▶ [Your goal] Return a copy of each line that holds the string "table".

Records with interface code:
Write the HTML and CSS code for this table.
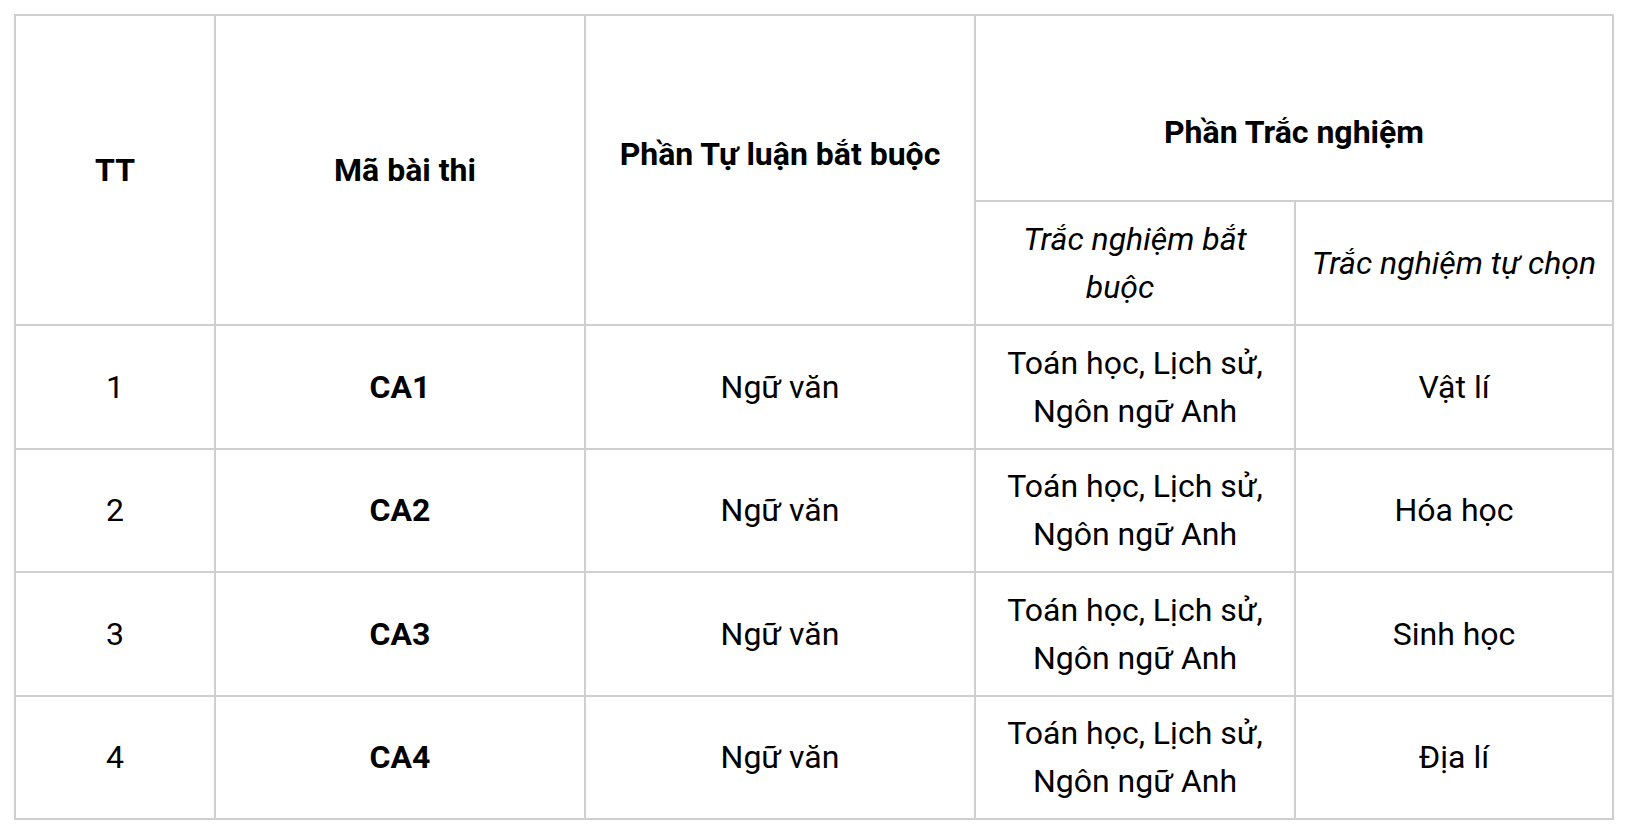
FILE: index.html
```html
<!DOCTYPE html>
<html lang="vi">
<head>
<meta charset="utf-8">
<link rel="stylesheet" href="styles.css">
</head>
<body>
<div class="wrap">
<table class="exam">
  <colgroup>
    <col class="c1"><col class="c2"><col class="c3"><col class="c4"><col class="c5">
  </colgroup>
  <thead>
    <tr class="h1">
      <th rowspan="2">TT</th>
      <th rowspan="2" class="codehead">Mã bài thi</th>
      <th rowspan="2" class="essay">Phần Tự luận bắt buộc</th>
      <th colspan="2" class="mc">Phần Trắc nghiệm</th>
    </tr>
    <tr class="h2">
      <td class="sub">Trắc nghiệm bắt<br><span class="shift">buộc</span></td>
      <td class="sub">Trắc nghiệm tự chọn</td>
    </tr>
  </thead>
  <tbody>
    <tr>
      <td>1</td><td class="code">CA1</td><td>Ngữ văn</td>
      <td>Toán học, Lịch sử,<br>Ngôn ngữ Anh</td><td>Vật lí</td>
    </tr>
    <tr>
      <td>2</td><td class="code">CA2</td><td>Ngữ văn</td>
      <td>Toán học, Lịch sử,<br>Ngôn ngữ Anh</td><td>Hóa học</td>
    </tr>
    <tr>
      <td>3</td><td class="code">CA3</td><td>Ngữ văn</td>
      <td>Toán học, Lịch sử,<br>Ngôn ngữ Anh</td><td>Sinh học</td>
    </tr>
    <tr>
      <td>4</td><td class="code">CA4</td><td>Ngữ văn</td>
      <td>Toán học, Lịch sử,<br>Ngôn ngữ Anh</td><td>Địa lí</td>
    </tr>
  </tbody>
</table>
</div>
</body>
</html>
```

FILE: styles.css
```css
html, body {
  margin: 0;
  padding: 0;
  background: #ffffff;
}

.wrap {
  padding: 14px 0 0 14px;
}

.exam {
  border-collapse: collapse;
  table-layout: fixed;
  width: 1598px;
  font-family: Roboto, "Liberation Sans", sans-serif;
  font-size: 32px;
  line-height: 48px;
  color: #000000;
}

.c1 { width: 200px; }
.c2 { width: 370px; }
.c3 { width: 390px; }
.c4 { width: 320px; }
.c5 { width: 318px; }

.exam th,
.exam td {
  border: 2px solid #cfcfcf;
  text-align: center;
  vertical-align: middle;
  padding: 0 4px;
  font-weight: 400;
}

.exam th {
  font-weight: 700;
}

.exam .h1 { height: 186px; }
.exam .h2 { height: 124px; }
.exam tbody tr { height: 123.5px; }

.exam th.codehead {
  padding-left: 14px;
}

.exam th.essay {
  padding-bottom: 32px;
}

.exam th.mc {
  padding-top: 48px;
}

.exam td.sub {
  font-style: italic;
}

.exam .shift {
  display: inline-block;
  margin-right: 30px;
}

.exam td.code {
  font-weight: 700;
}
```
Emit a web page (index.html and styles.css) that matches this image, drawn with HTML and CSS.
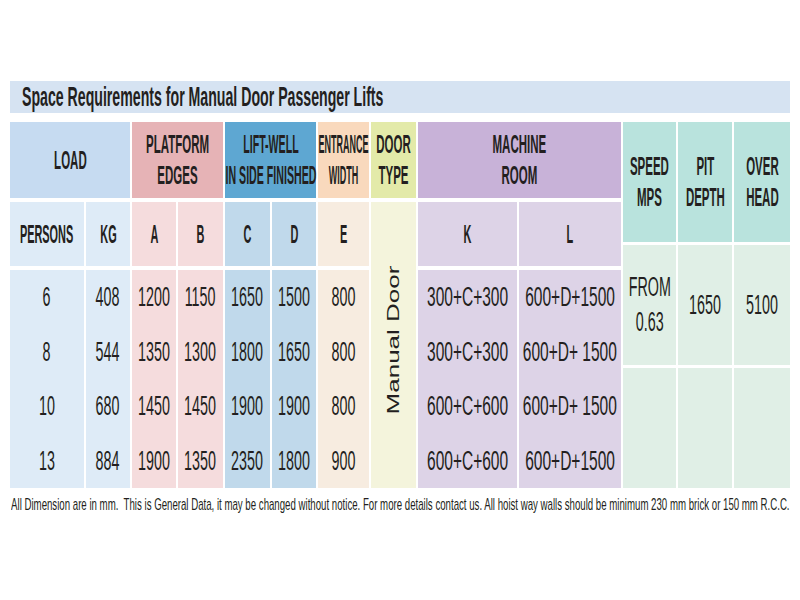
FILE: index.html
```html
<!DOCTYPE html>
<html lang="en">
<head>
<meta charset="utf-8">
<title>Space Requirements for Manual Door Passenger Lifts</title>
<link rel="stylesheet" href="styles.css">
</head>
<body>
<div class="page">
  <div class="title"><span class="sq st">Space Requirements for Manual Door Passenger Lifts</span></div>

  <div class="table">
    <div class="grid left">
      <div class="cell h c-load span2"><span class="sq sh">LOAD</span></div>
      <div class="cell h c-plat span2"><span class="sq sh">PLATFORM<br>EDGES</span></div>
      <div class="cell h c-lift span2"><span class="sq sh tight">LIFT-WELL<br>IN SIDE FINISHED</span></div>
      <div class="cell h c-ent"><span class="sq sh narrow">ENTRANCE<br>WIDTH</span></div>
      <div class="cell h c-door"><span class="sq sh">DOOR<br>TYPE</span></div>
      <div class="cell h c-mach span2"><span class="sq sh">MACHINE<br>ROOM</span></div>

      <div class="cell s l-load"><span class="sq ss">PERSONS</span></div>
      <div class="cell s l-load"><span class="sq ss">KG</span></div>
      <div class="cell s l-plat"><span class="sq ss">A</span></div>
      <div class="cell s l-plat"><span class="sq ss">B</span></div>
      <div class="cell s l-lift"><span class="sq ss">C</span></div>
      <div class="cell s l-lift"><span class="sq ss">D</span></div>
      <div class="cell s l-ent"><span class="sq ss">E</span></div>
      <div class="cell door-body l-door"><span class="vert">Manual Door</span></div>
      <div class="cell s l-mach"><span class="sq ss">K</span></div>
      <div class="cell s l-mach"><span class="sq ss">L</span></div>

      <div class="cell b l-load"><span class="sq sb">6</span><span class="sq sb">8</span><span class="sq sb">10</span><span class="sq sb">13</span></div>
      <div class="cell b l-load"><span class="sq sb">408</span><span class="sq sb">544</span><span class="sq sb">680</span><span class="sq sb">884</span></div>
      <div class="cell b l-plat"><span class="sq sb">1200</span><span class="sq sb">1350</span><span class="sq sb">1450</span><span class="sq sb">1900</span></div>
      <div class="cell b l-plat"><span class="sq sb">1150</span><span class="sq sb">1300</span><span class="sq sb">1450</span><span class="sq sb">1350</span></div>
      <div class="cell b l-lift"><span class="sq sb">1650</span><span class="sq sb">1800</span><span class="sq sb">1900</span><span class="sq sb">2350</span></div>
      <div class="cell b l-lift"><span class="sq sb">1500</span><span class="sq sb">1650</span><span class="sq sb">1900</span><span class="sq sb">1800</span></div>
      <div class="cell b l-ent"><span class="sq sb">800</span><span class="sq sb">800</span><span class="sq sb">800</span><span class="sq sb">900</span></div>
      <div class="cell b l-mach"><span class="sq sb wide">300+C+300</span><span class="sq sb wide">300+C+300</span><span class="sq sb wide">600+C+600</span><span class="sq sb wide">600+C+600</span></div>
      <div class="cell b l-mach"><span class="sq sb wide">600+D+1500</span><span class="sq sb wide">600+D+ 1500</span><span class="sq sb wide">600+D+ 1500</span><span class="sq sb wide">600+D+1500</span></div>
    </div>

    <div class="grid right">
      <div class="cell rh"><span class="sq sh">SPEED<br>MPS</span></div>
      <div class="cell rh"><span class="sq sh">PIT<br>DEPTH</span></div>
      <div class="cell rh"><span class="sq sh">OVER<br>HEAD</span></div>
      <div class="cell rb"><span class="sq sb two">FROM<br>0.63</span></div>
      <div class="cell rb"><span class="sq sb">1650</span></div>
      <div class="cell rb"><span class="sq sb">5100</span></div>
      <div class="cell rb"></div>
      <div class="cell rb"></div>
      <div class="cell rb"></div>
    </div>
  </div>

  <p class="note"><span class="sq sn">All Dimension are in mm.&nbsp; This is General Data, it may be changed without notice. For more details contact us. All hoist way walls should be minimum 230 mm brick or 150 mm R.C.C.</span></p>
</div>
</body>
</html>
```

FILE: styles.css
```css
html, body {
  margin: 0;
  padding: 0;
  background: #ffffff;
  overflow: hidden;
}

body {
  font-family: "Liberation Sans", Arial, sans-serif;
  color: #231f20;
}

.page {
  width: 780px;
  padding: 81px 10px 0 10px;
}

.title {
  height: 32px;
  background: #d6e3f2;
  display: flex;
  align-items: center;
  padding-left: 12px;
  overflow: visible;
}

.sq {
  display: inline-block;
  white-space: nowrap;
  transform-origin: center center;
  flex-shrink: 0;
}

.st {
  font-weight: bold;
  font-size: 28px;
  line-height: 32px;
  transform: scaleX(0.505);
  transform-origin: left center;
}

.table {
  display: flex;
  gap: 2px;
  margin-top: 9px;
}

.grid {
  display: grid;
}

.left {
  grid-template-columns: 74px 44px 44px 45px 45px 44px 51px 45px 99px 102px;
  grid-template-rows: 76px 64px 218px;
  column-gap: 2px;
  row-gap: 4px;
}

.right {
  grid-template-columns: 53px 54px 56px;
  grid-template-rows: 120px 120px 120px;
  column-gap: 2px;
  row-gap: 3px;
}

.cell {
  display: flex;
  align-items: center;
  justify-content: center;
  text-align: center;
  min-width: 0;
}

.span2 {
  grid-column: span 2;
}

.sh {
  font-weight: bold;
  font-size: 25px;
  line-height: 31px;
  transform: scaleX(0.46);
}

.sh.tight {
  transform: scaleX(0.425);
}

.sh.narrow {
  transform: scaleX(0.36);
}

.ss {
  font-weight: bold;
  font-size: 26px;
  line-height: 30px;
  transform: scaleX(0.42);
}

.sb {
  font-size: 27px;
  line-height: 34px;
  transform: scaleX(0.53);
}

.sb.wide {
  transform: scaleX(0.575);
}

.two {
  line-height: 35px;
}

.b {
  flex-direction: column;
  justify-content: space-around;
  padding: 0;
}

.b .sb {
  height: 54.5px;
  line-height: 54.5px;
}

.door-body {
  grid-row: span 2;
  padding-bottom: 10px;
}

.vert {
  display: inline-block;
  white-space: nowrap;
  flex-shrink: 0;
  font-size: 26px;
  line-height: 30px;
  transform: rotate(-90deg) scaleY(0.6);
}

/* header colours */
.c-load { background: #c6dbf1; }
.c-plat { background: #e6b3b6; }
.c-lift { background: #5ea7d2; }
.c-ent  { background: #f9d9bd; }
.c-door { background: #e3eaa9; }
.c-mach { background: #c8b2d8; }

/* light colours */
.l-load { background: #deebf7; }
.l-plat { background: #f5dcdd; }
.l-lift { background: #c0d9eb; }
.l-ent  { background: #f7ece0; }
.l-door { background: #f4f4dc; }
.l-mach { background: #ddd3e7; }

.rh { background: #b9e3dd; }
.rb { background: #e0efe6; }

.note {
  margin: 7px 0 0 0;
  height: 20px;
  display: flex;
  justify-content: center;
  align-items: center;
}

.sn {
  font-size: 17px;
  line-height: 20px;
  transform: scaleX(0.568);
}
```
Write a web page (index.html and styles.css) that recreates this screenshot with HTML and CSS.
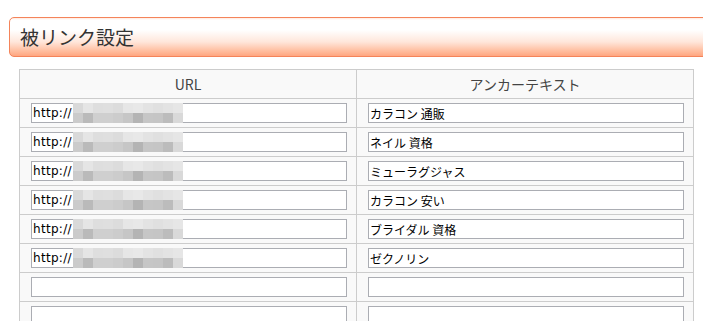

▶ [Answer below]
Write the HTML and CSS code for this table.
<table class="exam">
</table>
  table-layout: fixed;
  <div class="table">
.table {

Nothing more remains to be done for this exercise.